I am part of the second post-war generation, so I was educated by teachers in the [pro-Socialist] Japan Teacher’s Union, who praised the democracy of the new constitution. It was an era where [left-leaning newspaper] Asahi Shimbun and [progressive publisher] Iwanami Shoten wielded intellectual authority. Until high-school, I believed in an anti-war/pro-peace ideology, and since that followed in the field of sociology into Marxism, I participated in things like campus protests. The more you studied Marxism, however, the more you understood that it’s pretty worthless stuff. And that resulted in the leftist ideology losing its intellectual authority throughout the ’70s.

But there was a considerable lag between the leftists’ decline on an intellectual level and the workings of the real world. Politically, Tanaka Kakuei consolidated his socialist “1970 System,” and there was support for progressive local governments (革新自治体) to redistribute economic growth through the excessive scattering of welfare money (バラマキ福祉). This Social Democratic-like system reached its heyday in the 1980s. The patriarchal “Japanese Management Style” was praised all around the world as a guiding model, but in reality, it decreased Japan’s potential growth rate (productivity).

Then at the end of the ’80s, socialism collapsed, and then the Bubble burst. Right as leftist ideology disappeared, lavish social spending also became impossible. The internet appeared in that post-socialist world, so the “establishment” to be rallied against was no longer “American imperialism” or “monopoly capital” but the hypocrisy of the media’s anti-government pose (despite its parasitic reliance on the administration for broadcast rights and kisha club access) and pro-peace/pro-equality stance.

This kind of protest is not allowed to take place openly in Japanese society, so anonymity was required. The media will not acknowledge this fact either, so they just describe the protesting voices negatively as “Net Right-Wingers” and “cruel 2Channelers.” Of course, there are negative elements in the protests, but the old “student conflicts” were little more than pure violence. The difference is that the students embraced Marxism as an ideology and as a political faction; the Net rebellion has neither an ideology nor an organization.

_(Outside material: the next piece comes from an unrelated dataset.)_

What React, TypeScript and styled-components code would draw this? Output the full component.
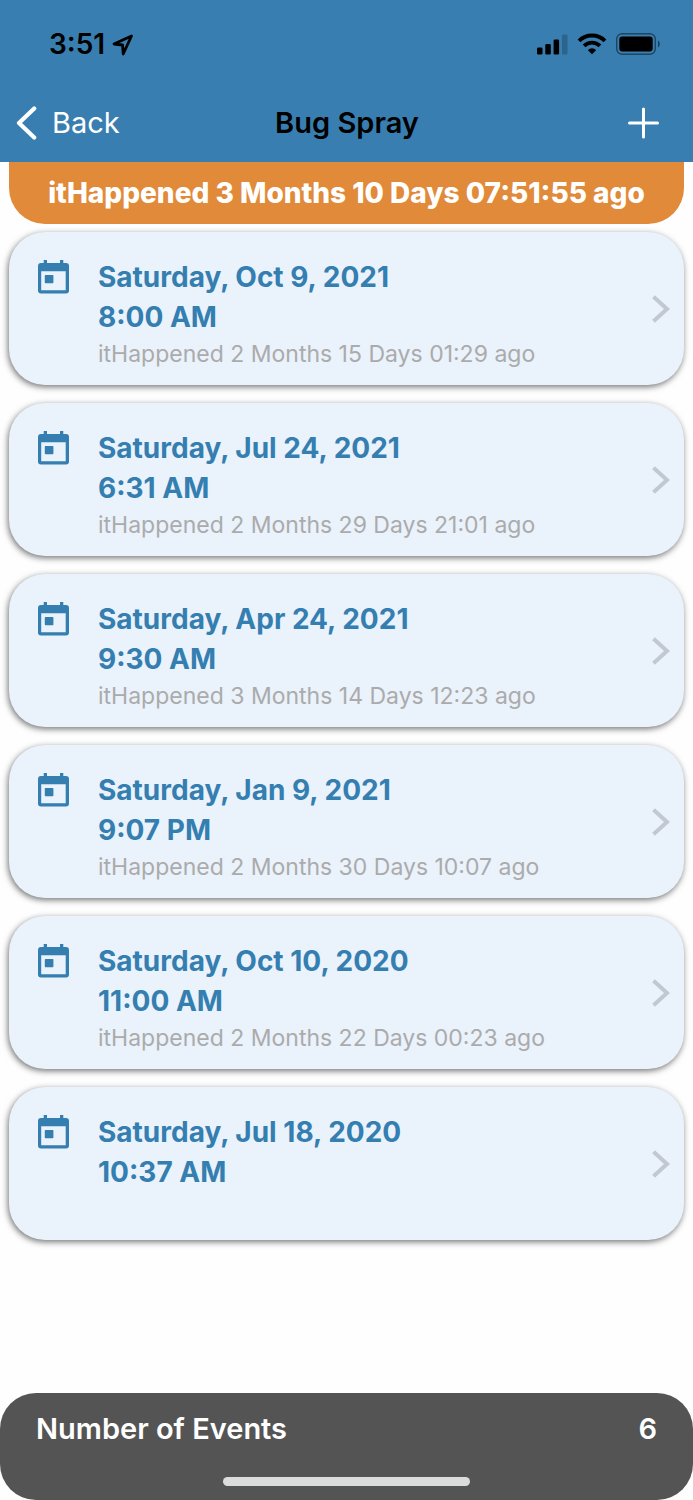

Young people’s means of lodging a formal objection have therefore shifted from violence in the streets to debate on the internet; and the target of their protest has moved from the government to the media. In most cases, this kind of rebellion is simply young people venting their excess energy, but there is a possibility that youth can create something new if they can skillfully channel that energy. The American counterculture of 1960 led to innovations like the internet and GNU and transformed the nation during the Clinton-Gore administration. It would be a real waste for Japan if the energy of youth is just wasted on 2ch ranting.

March 24, 2007
Ikeda Nobuo (池田信夫) is a Japanese economist, specializing in topics related to IT and the media industry. He is currently a professor at Jōbu University. Dr. Ikeda is well-known for his blog writing, as well as his books, such as 2006's 『電波利権』.